CODEWITHSUNDEEP
javascripttypescript
itaydafna
itaydafna

Reputation: 2086

Type not inferred when accessed as object key

Given the following example:

type Dictionary = {
  [key: string] : string | undefined
}

function greet(name: string) {
  return 'Hello ' + name + '!';
}

function callGreetError(key: string, d: Dictionary) {
  if (typeof d[key] !== 'undefined') {
    return greet(d[key]) // TS Error: Argument of type 'string | undefined' is not assignable to parameter of type 'string'.Type 'undefined' is not assignable to type 'string'.(2345)
  }
  return key + ' is not in dictionary';
}

function callGreetNoError(key: string, d: Dictionary) {
  const storedVal = d[key];
  if (typeof storedVal !== 'undefined') {
    return greet(storedVal) // Error goes away when value is stored in an external var.
  }
  return key + ' is not in dictionary';
}

I'm trying to understand why on callGreetError the type of d[key] inside the if block isn't inferred to be a string even though I'm explicitly telling TS it isn't undefined.

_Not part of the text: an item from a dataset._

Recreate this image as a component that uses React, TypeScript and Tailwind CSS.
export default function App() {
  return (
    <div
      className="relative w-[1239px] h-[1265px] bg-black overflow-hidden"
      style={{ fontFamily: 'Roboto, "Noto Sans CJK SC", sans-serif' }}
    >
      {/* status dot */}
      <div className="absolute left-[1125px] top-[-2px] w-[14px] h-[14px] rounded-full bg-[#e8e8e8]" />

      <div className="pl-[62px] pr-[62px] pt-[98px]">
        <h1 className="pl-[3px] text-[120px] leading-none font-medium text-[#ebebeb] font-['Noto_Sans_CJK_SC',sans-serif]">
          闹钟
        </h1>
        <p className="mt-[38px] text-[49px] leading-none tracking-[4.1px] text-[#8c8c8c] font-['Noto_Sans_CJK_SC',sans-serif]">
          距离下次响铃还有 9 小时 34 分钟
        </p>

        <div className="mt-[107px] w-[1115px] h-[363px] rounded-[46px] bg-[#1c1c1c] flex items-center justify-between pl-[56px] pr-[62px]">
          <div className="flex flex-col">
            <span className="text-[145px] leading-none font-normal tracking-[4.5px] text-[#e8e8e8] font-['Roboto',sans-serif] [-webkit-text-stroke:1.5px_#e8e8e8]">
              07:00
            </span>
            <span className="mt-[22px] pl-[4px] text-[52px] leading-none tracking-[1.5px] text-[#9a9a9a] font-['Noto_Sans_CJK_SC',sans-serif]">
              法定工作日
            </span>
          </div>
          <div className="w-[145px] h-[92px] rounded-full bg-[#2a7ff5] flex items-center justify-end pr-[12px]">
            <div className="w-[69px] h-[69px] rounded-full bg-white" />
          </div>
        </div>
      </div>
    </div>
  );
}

And why storing the value of d[key] on an external var storedVal on callGreetNoError fixes this error.

Upvotes: 4

Views: 1688

Answers (4)

ford04
ford04

Reputation: 74500

Basically TS won't narrow the property access type of computed property names like key.

const d: Dictionary = {...};
const key = "foo";
const fooProp = d[key];

// using .length as string type check
d["foo"] !== undefined && d["foo"].length; // ✔
fooProp !== undefined && fooProp.length; // ✔
d[key] !== undefined && d[key].length; // error, possibly undefined

It is not, because TS does some mutability check and warns that d[key] value could have changed between the check and its usage. For example following code is perfectly fine for the compiler, but may throw at run-time:

const testDict: Dictionary = {
  get foo() { return Math.random() > 0.5 ? "hey" : undefined }
};

function callGreetError(d: Dictionary) {
  // compiles fine, but throws error at run-time from time to time
  if (d["foo"] !== undefined) d["foo"].length
}
callGreetError(testDict)

To allow proper variable narrowing with control flow, TS must clearly know, what property you mean: by property access with dot notation d.foo or with bracket notation and a literal like d["foo"].

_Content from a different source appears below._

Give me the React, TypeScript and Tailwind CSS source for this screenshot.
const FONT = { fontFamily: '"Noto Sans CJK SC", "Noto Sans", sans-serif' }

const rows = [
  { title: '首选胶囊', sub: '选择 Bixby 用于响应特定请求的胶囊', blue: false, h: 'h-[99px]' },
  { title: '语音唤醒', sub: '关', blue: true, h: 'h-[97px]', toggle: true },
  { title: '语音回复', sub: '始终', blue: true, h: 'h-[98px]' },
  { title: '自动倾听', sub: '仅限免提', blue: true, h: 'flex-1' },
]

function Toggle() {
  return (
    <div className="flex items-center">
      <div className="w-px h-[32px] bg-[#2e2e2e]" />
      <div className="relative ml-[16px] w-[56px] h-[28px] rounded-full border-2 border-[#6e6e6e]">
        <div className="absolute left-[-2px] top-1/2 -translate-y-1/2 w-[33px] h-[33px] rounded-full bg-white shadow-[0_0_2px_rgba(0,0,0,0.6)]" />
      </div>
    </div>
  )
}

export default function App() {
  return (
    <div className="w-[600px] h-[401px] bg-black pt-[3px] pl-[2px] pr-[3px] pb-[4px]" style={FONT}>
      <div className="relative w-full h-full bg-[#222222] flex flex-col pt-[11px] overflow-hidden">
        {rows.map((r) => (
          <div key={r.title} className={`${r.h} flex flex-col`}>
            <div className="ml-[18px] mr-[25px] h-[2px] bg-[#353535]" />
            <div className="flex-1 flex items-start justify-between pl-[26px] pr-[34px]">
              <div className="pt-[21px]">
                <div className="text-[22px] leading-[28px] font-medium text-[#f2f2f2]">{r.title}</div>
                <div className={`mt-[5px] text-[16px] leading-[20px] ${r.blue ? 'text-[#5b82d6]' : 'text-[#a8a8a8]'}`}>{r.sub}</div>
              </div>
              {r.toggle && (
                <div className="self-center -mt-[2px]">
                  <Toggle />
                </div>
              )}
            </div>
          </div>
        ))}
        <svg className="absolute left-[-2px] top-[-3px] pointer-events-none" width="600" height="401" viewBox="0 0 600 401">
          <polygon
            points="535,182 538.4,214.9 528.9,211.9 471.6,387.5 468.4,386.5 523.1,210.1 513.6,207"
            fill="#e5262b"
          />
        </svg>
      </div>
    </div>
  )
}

The "trick" with const storedVal = d[key] works, because TS infers the variable type of storedVal to be string | undefined. As control flow analysis in general is based on variables, the compiler now has an easier time narrowing down storedVal with a check for undefined.

Playground

Upvotes: 3

Krzysztof Krzeszewski
Krzysztof Krzeszewski

Reputation: 6714

Just create a temporary variable so you are not accessing the value separately every time. For all typescript knows the value could have changed between the check and its use:

function callGreetError(key: string, d: Dictionary) {
  const temp = d[key];
  if (temp !== undefined) {
    return greet(temp)
  }
  return key + ' is not in dictionary';
}

In this case both checks typeof temp !== "undefined" and temp !== undefined would work

The simplest example showing the problem can be manually assigning a get operator to the dictionary key. In the code sample below you can see that the value of key would be indeed always a string, satisfying type requirements, however it changes with every access

const testDict: Dictionary = {};

Object.defineProperty(testDict, "key", {
  get() { return Math.random().toString() }
});

console.log(testDict.key);
console.log(testDict.key);

Thus checking the type with first access and using it with the second is unrelated

Upvotes: 1

Robert Andrei
Robert Andrei

Reputation: 297

Adding an ! to d[key] in the return statement tells TypeScript that d[key] will not be undefined in this case, although normally it can be. This is known as a non-null assertion operator.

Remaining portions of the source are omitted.